Hollywood has done big business in Utah and not just in the form of Westerns. From “High School Musical” to “Footloose” to “The Sandlot,” teen favorites and classics have had their start in Utah. Redford emphasized the importance of Indigenous filmmakers in the Beehive State. That’s something the Sundance Film Festival is highlighting this year too, as it will host a panel with Alex Lazarowich and Adam Piron discussing the importance of empowering Indigenous filmmakers.
Christmas movies have also found their home in Utah. The picturesque mountains and the endless supply of snow renders it an ideal location for scenes in movies like “Dumb and Dumber,” “How the Grinch Stole Christmas” and “Little Women.”

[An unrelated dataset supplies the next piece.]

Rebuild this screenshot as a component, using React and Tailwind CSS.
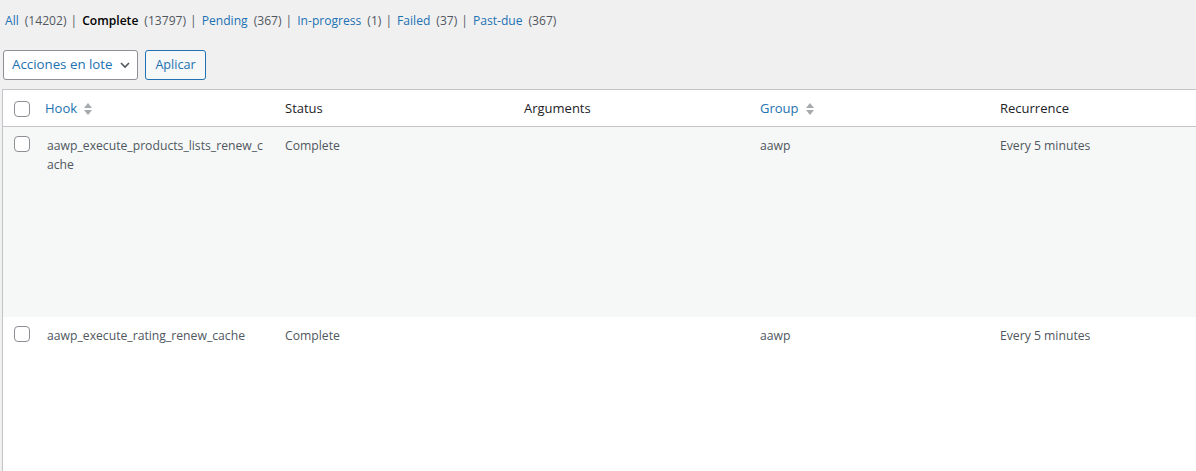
import React from "react";

const font = { fontFamily: '"Open Sans", "Noto Sans", sans-serif' };

function Sort() {
  return (
    <svg width="10" height="16" viewBox="0 0 10 16" className="ml-[6px] inline-block">
      <path d="M1 7 L5 2 L9 7 Z" fill="#a7aaad" />
      <path d="M1 9 L5 14 L9 9 Z" fill="#a7aaad" />
    </svg>
  );
}

function Box() {
  return <span className="block w-4 h-4 rounded-[4px] border border-[#8c8f94] bg-white" />;
}

function Row({ hook, bg, h }) {
  return (
    <div className={`grid grid-cols-[34px_240px_239px_236px_240px_1fr] ${bg} ${h} text-[12.2px] text-[#50575e] leading-[19px]`}>
      <div className="pl-[11px] pt-[9px]"><Box /></div>
      <div className="pl-[10px] pr-[12px] pt-[9px] break-all">{hook}</div>
      <div className="pl-2 pt-[9px]">Complete</div>
      <div className="pl-2 pt-[9px]"></div>
      <div className="pl-2 pt-[9px]">aawp</div>
      <div className="pl-2 pt-[9px] whitespace-nowrap">Every 5 minutes</div>
    </div>
  );
}

function Count({ children }) {
  return <span className="ml-[6px]">{children}</span>;
}
function Sep() {
  return <span className="ml-[4px] mr-[5px]">|</span>;
}

export default function App() {
  return (
    <div className="w-[1196px] h-[471px] overflow-hidden bg-[#f0f0f1]" style={font}>
      <div className="flex items-center pl-[5px] pt-[11px] text-[12.1px] leading-[20px] text-[#50575e] whitespace-nowrap">
        <a className="text-[#2271b1]">All</a><Count>(14202)</Count><Sep />
        <span className="font-semibold text-black">Complete</span><Count>(13797)</Count><Sep />
        <a className="text-[#2271b1]">Pending</a><Count>(367)</Count><Sep />
        <a className="text-[#2271b1]">In-progress</a><Count>(1)</Count><Sep />
        <a className="text-[#2271b1]">Failed</a><Count>(37)</Count><Sep />
        <a className="text-[#2271b1]">Past-due</a><Count>(367)</Count>
      </div>
      <div className="flex items-center gap-[7px] pl-[3px] mt-[19px]">
        <div className="flex items-center justify-between w-[135px] h-[30px] pl-[8px] pr-[6px] rounded-[3px] border border-[#8c8f94] bg-white text-[13.3px] text-[#2271b1]">
          <span>Acciones en lote</span>
          <svg width="12" height="12" viewBox="0 0 12 12"><path d="M2 4 L6 8 L10 4" stroke="#50575e" strokeWidth="1.6" fill="none" /></svg>
        </div>
        <div className="flex items-center justify-center w-[61px] h-[30px] rounded-[3px] border border-[#2271b1] bg-[#f6f7f7] text-[12.6px] text-[#2271b1]">Aplicar</div>
      </div>
      <div className="ml-[2px] mt-[9px] border-t border-l border-[#c3c4c7] bg-white">
        <div className="grid grid-cols-[34px_240px_239px_236px_240px_1fr] h-[37px] pt-[1px] border-b border-[#c3c4c7] text-[13px] text-[#1d2327] items-center">
          <div className="pl-[11px]"><Box /></div>
          <div className="pl-[8px] flex items-center text-[#2271b1]">Hook<Sort /></div>
          <div className="pl-2">Status</div>
          <div className="pl-2">Arguments</div>
          <div className="pl-2 flex items-center text-[#2271b1]">Group<Sort /></div>
          <div className="pl-2">Recurrence</div>
        </div>
        <Row hook="aawp_execute_products_lists_renew_cache" bg="bg-[#f6f7f7]" h="h-[190px]" />
        <Row hook="aawp_execute_rating_renew_cache" bg="bg-white" h="h-[200px]" />
      </div>
    </div>
  );
}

The ghost towns in southern Utah have also provided natural filming locations. Frozen in time from a bygone era, “Butch Cassidy and the Sundance Kid” used the ghost town of Grafton as a filming spot. Log cabins and other buildings from the Wild West fill the area, rendering it an ideal location for contemporary Western movies.
Another movie filmed in Utah that is having an anniversary this year is “Footloose,” which is turning 40. Gov. Spencer Cox invited Kevin Bacon to return to the Beehive State for the anniversary, and the students of Payson High School where much of the movie was filmed really want Bacon to attend their prom — before the school is torn down.
The movie industry has brought in significant revenue for Utah. Over the course of the last decade, Pearce said that entertainment made in Utah has brought $600 million to the state. And $300 million of that has gone to rural communities.
And the future is bright. Other productions filmed in Utah like “The Chosen” and “Horizon: An American Saga” are coming out in 2024.